Quote Originally Posted by fungus pudding View Post
SBQ - I'm mildly curious. Are you Canadian, or did you just live there for some time?
Yes i'm an ex-pat Canadian with a background in Finance studies + BA in Economics. Upon my arrival to NZ some 25 years ago, it was considerable learning experience going from a time where foreign investment gains were not taxable -> a full on mess we have today with FIF (what shares are FIF exempted or not), the ambiguity on PIE funds, management fees from top to bottom when a person speaks to a financial advisor (if that adviser takes what we call in Canada a "Trailer Fee" or basically a kick back by the managed funds for pointing their clients to buy their managed funds), front & back load fees, etc. One thing certain as Warren Buffet puts it, "There is no shortage of the helpers in the finance industry trying to sell you on investments that you don't need... and as a sum of the whole, more money has been sent to those helpers than the amount of returns that investors actually see" (i'm paraphrasing).

It's very interesting, the time when I left Canada was a period I hated the most about their taxation system. Income taxes were very high back then, likewise was GST/PST/HST in some provinces paying as much as 18%. Back then they had rules like a managed fund must not exceed 33% foreign content. Individuals had complex tax filing if they owned US equities directly. It was a mess but when I arrived in NZ, we had no tax on foreign investments. Not even a disclosure was required.

Unfortunately I must say the tables had completely turned around. Canada had reduced income taxes through scaling the income brackets. Indexed the tax free personal exemption limits (ie 1st $10K of income is 0% income tax). GST was reduced to 5%. Lowering of import tariffs. To multiple plans for savings and investments to suit individual needs. Those who were disabled were able to have RDSP where portfolio gains 100% tax free. Hensen Trusts for the disabled where a trust is not taxed at 45% but instead, incomes in the such a trust would be taxed at the individual's personal income tax rate (CRA has to approve of the person's disability). Uni education keeps rising so the gov't brought out RESP (again, the gains & dividends are tax free for when the child is finished highschool, they use those funds to pay for schooling). Then there's TFSA which is available for EVERYONE over the age of 18. Indexed to inflation, currently $6,000 a year you put to your investment account and all gains are 100% tax free. You can withdraw and not lose the reserve amount if you put back those funds later on.

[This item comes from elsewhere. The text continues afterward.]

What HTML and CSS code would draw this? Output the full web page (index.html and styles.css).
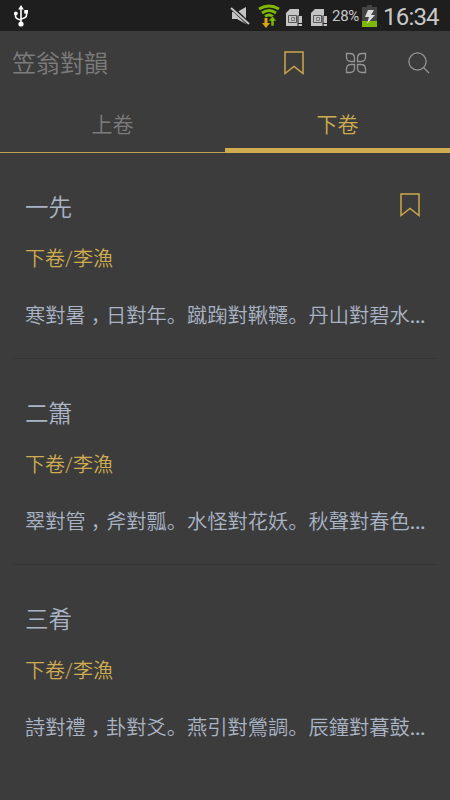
FILE: index.html
```
<!DOCTYPE html>
<html lang="zh-Hans">
<head>
  <meta charset="UTF-8" />
  <meta name="viewport" content="width=device-width, initial-scale=1.0" />
  <title>笠翁對韻</title>
  <link rel="stylesheet" href="styles.css">
</head>
<body>
  <div class="app">
    <!-- Status bar -->
    <div class="status-bar">
      <svg class="usb" width="16" height="24" viewBox="0 0 16 24" fill="none" stroke="#fff" stroke-width="1.6">
        <path d="M8 3v17M2.500 9v3q0 3 5.500 4M13.500 8v3q0 3-5.500 4" />
        <path d="M8 1l2.800 4.500H5.200z" fill="#fff" stroke="none" />
        <circle cx="8" cy="20" r="2.600" fill="#fff" stroke="none" />
        <circle cx="2.800" cy="9.500" r="1.900" fill="#fff" stroke="none" />
        <path d="M11.200 6h3.800v3.500h-3.800z" fill="#fff" stroke="none" />
      </svg>
      <div class="status-right">
        <svg width="20" height="20" viewBox="0 0 20 20">
          <path d="M2 6h5l9-5v17l-9-5H2z" fill="#c4c4c4" />
          <path d="M1 1l18 17" stroke="#1e1e1e" stroke-width="4" />
          <path d="M1 2l18 16" stroke="#c4c4c4" stroke-width="2" />
        </svg>
        <svg class="wifi" width="22" height="24" viewBox="0 0 22 24">
          <g fill="none" stroke="#7fb800" stroke-width="2.800">
            <path d="M1 5q10-6 20 0M4 9q7-5 14 0M7 12.500q4-3 8 0" />
          </g>
          <path d="M6.500 14v5H4l4 5 4-5H9.500v-5z" fill="#d9a514" />
          <path d="M13 22v-5H10.500l4-5 4 5H16v5z" fill="#7fb800" stroke="#1e1e1e" stroke-width=".5" />
        </svg>
        <svg class="sim" width="18" height="19" viewBox="0 0 18 19">
          <path d="M1 5L5 1h9v17H1z" fill="#c4c4c4" />
          <path d="M3.500 7.500h8v7h-8z" fill="none" stroke="#555" />
          <path d="M6.500 9.500h3v3h-3z" fill="none" stroke="#777" />
          <path d="M12.500 7.500h5v11h-5z" fill="#1e1e1e" />
          <path d="M13.500 8h3.500v7h-3.500zM13.500 16h3.500v2h-3.500z" fill="#c4c4c4" />
        </svg>
        <svg class="sim" width="18" height="19" viewBox="0 0 18 19">
          <path d="M1 5L5 1h9v17H1z" fill="#c4c4c4" />
          <path d="M3.500 7.500h8v7h-8z" fill="none" stroke="#555" />
          <path d="M6.500 9.500h3v3h-3z" fill="none" stroke="#777" />
          <path d="M12.500 7.500h5v11h-5z" fill="#1e1e1e" />
          <path d="M13.500 8h3.500v7h-3.500zM13.500 16h3.500v2h-3.500z" fill="#c4c4c4" />
        </svg>
        <span class="percent">28%</span>
        <svg class="battery" width="15" height="22" viewBox="0 0 15 22">
          <path d="M5 0h5v2h5v20H0V2h5z" fill="#444" />
          <path d="M0 16h15v6H0z" fill="#7fb800" />
          <path d="M6 5h6l-3 5h4l-8 9 2-7H3z" fill="#ddd" />
        </svg>
        <span class="clock">16:34</span>
      </div>
    </div>
    <!-- Header -->
    <div class="header">
      <h1>笠翁對韻</h1>
      <div class="header-icons">
        <svg class="bookmark" width="20" height="24" viewBox="0 0 20 24">
          <path d="M1 1h18v21.500l-9-7-9 7z" />
        </svg>
        <svg class="grey" width="22" height="22" viewBox="0 0 22 22">
          <path d="M1.500 1.500H5Q9.500 1.500 9.500 6V9.500H6Q1.500 9.500 1.500 5z" />
          <path d="M20.500 1.500H17Q12.500 1.500 12.500 6V9.500H16Q20.500 9.500 20.500 5z" />
          <path d="M1.500 20.500H5Q9.500 20.500 9.500 16V12.500H6Q1.500 12.500 1.500 17z" />
          <path d="M20.500 20.500H17Q12.500 20.500 12.500 16V12.500H16Q20.500 12.500 20.500 17z" />
        </svg>
        <svg class="grey" width="22" height="22" viewBox="0 0 22 22">
          <circle cx="9.500" cy="9.500" r="8.600" />
          <path d="M15.500 15.500l5.500 5.500" />
        </svg>
      </div>
    </div>
    <!-- Tabs -->
    <div class="tabs">
      <div class="tab">上卷</div>
      <div class="tab active">下卷</div>
    </div>
    <!-- Chapters -->
    <div class="list">
      <div class="item">
        <div class="item-top">
          <h2>一先</h2>
          <svg class="bookmark" width="20" height="24" viewBox="0 0 20 24">
            <path d="M1 1h18v21.500l-9-7-9 7z" />
          </svg>
        </div>
        <div class="author">下卷/李漁</div>
        <div class="excerpt">寒對暑<span class="comma">，</span>日對年。蹴踘對鞦韆。丹山對碧水<span class="dots">...</span></div>
      </div>
      <div class="item">
        <div class="item-top">
          <h2>二簫</h2>
        </div>
        <div class="author">下卷/李漁</div>
        <div class="excerpt">翠對管<span class="comma">，</span>斧對瓢。水怪對花妖。秋聲對春色<span class="dots">...</span></div>
      </div>
      <div class="item">
        <div class="item-top">
          <h2>三肴</h2>
        </div>
        <div class="author">下卷/李漁</div>
        <div class="excerpt">詩對禮<span class="comma">，</span>卦對爻。燕引對鶯調。辰鐘對暮鼓<span class="dots">...</span></div>
      </div>
    </div>
  </div>
</body>
</html>
```
FILE: styles.css
```
/* Global Styles */
* {
  box-sizing: border-box;
}
body {
  margin: 0;
  background: #3c3c3c;
  font-family: Roboto, "Noto Sans CJK SC", sans-serif;
  font-weight: 350;
}
h1, h2 {
  margin: 0;
  font-weight: 350;
}
svg {
  display: block;
  flex-shrink: 0;
}
.app {
  height: 800px;
  overflow: hidden;
}
/* Status Bar */
.status-bar {
  height: 31px;
  padding: 0 11px 0 13px;
  background: #1e1e1e;
  display: flex;
  justify-content: space-between;
  align-items: center;
}
.usb {
  margin-top: 1px;
}
.status-right {
  display: flex;
  align-items: center;
  color: #c8c8c8;
}
.wifi {
  margin: 0 5px 0 8px;
}
.sim {
  margin: 3px 7px 0 0;
}
.percent {
  width: 28px;
  margin: 1px 2px 0 -3px;
  font-size: 15px;
  font-weight: 400;
  letter-spacing: -0.3px;
}
.battery {
  margin: 1px 6px 0 0;
}
.clock {
  width: 56px;
  font-size: 24px;
  line-height: 30px;
  font-weight: 400;
  letter-spacing: -0.8px;
  margin-top: 3px;
}
/* Header */
.header {
  height: 63px;
  padding: 0 20px 0 12px;
  display: flex;
  justify-content: space-between;
  align-items: center;
}
.header h1 {
  font-size: 24px;
  line-height: 30px;
  padding-top: 2px;
  color: #7c7c7c;
}
.header-icons {
  display: flex;
  align-items: center;
  gap: 41px;
}
.bookmark {
  fill: none;
  stroke: #cba64b;
  stroke-width: 1.5;
}
.grey {
  fill: none;
  stroke: #949494;
  stroke-width: 1.3;
}
/* Tabs */
.tabs {
  height: 59px;
  display: flex;
}
.tab {
  flex: 1;
  text-align: center;
  font-size: 21px;
  line-height: 63px;
  color: #7c7c7c;
  border-bottom: 1px solid #c0a04e;
}
.tab.active {
  color: #d0ac50;
  border-bottom: 5px solid #d0ac50;
}
/* List */
.list {
  padding: 0 13px;
}
.item {
  height: 206px;
  padding: 40px 13px 0 12px;
  border-bottom: 1px solid #353535;
}
.item:last-child {
  border-bottom: none;
}
.item-top {
  height: 30px;
  padding-right: 4px;
  display: flex;
  justify-content: space-between;
}
.item h2 {
  font-size: 23.5px;
  line-height: 30px;
  color: #aab4c5;
}
.author {
  margin-top: 21px;
  font-size: 20px;
  line-height: 30px;
  color: #d0ac50;
}
.excerpt {
  margin-top: 27px;
  font-size: 20.25px;
  line-height: 30px;
  color: #aab4c5;
  white-space: nowrap;
}
/* half-width comma centred in a full-width cell */
.comma {
  display: inline-block;
  width: 20.25px;
  padding-left: 5px;
  font-feature-settings: "halt";
}
.dots {
  font-weight: 500;
  letter-spacing: -0.5px;
}
```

When I look at what NZ has done over the past 25 years - it's certainly clear that they've only appealed to the rich and those owning houses. No plan to make education affordable - certainly giving 1st year uni tuition free is not a sustainable plan. Where are the savings incentives for those with disabilities? I saw NZ GST go from 10% to 15% in that same period. Now we have all sort of regulations that he FMA is trying to shove down people's throat. Stupid issues like "Oh you should not be putting your $ overseas in a foreign bank account because they should be licensed by the FMA". HELLO???? HELLOOOO?? NONE of the NZ banks have depository insurance! TDAmeritrade / Charles Schwab has the standard SIPC $500K coverage in addition to $150 MILLION coverage per account holder! Yet the NZ FMA believes they are the authority in protecting individual's assets invested abroad?

Ok I think my rant is getting too serious. All i'm asking is there needs to be more clarity in the NZ financial industry from both investment & TAXATION point of view. And the FMA needs to quit creating an illusion that NZ is not the centre of the world in terms of investment choices.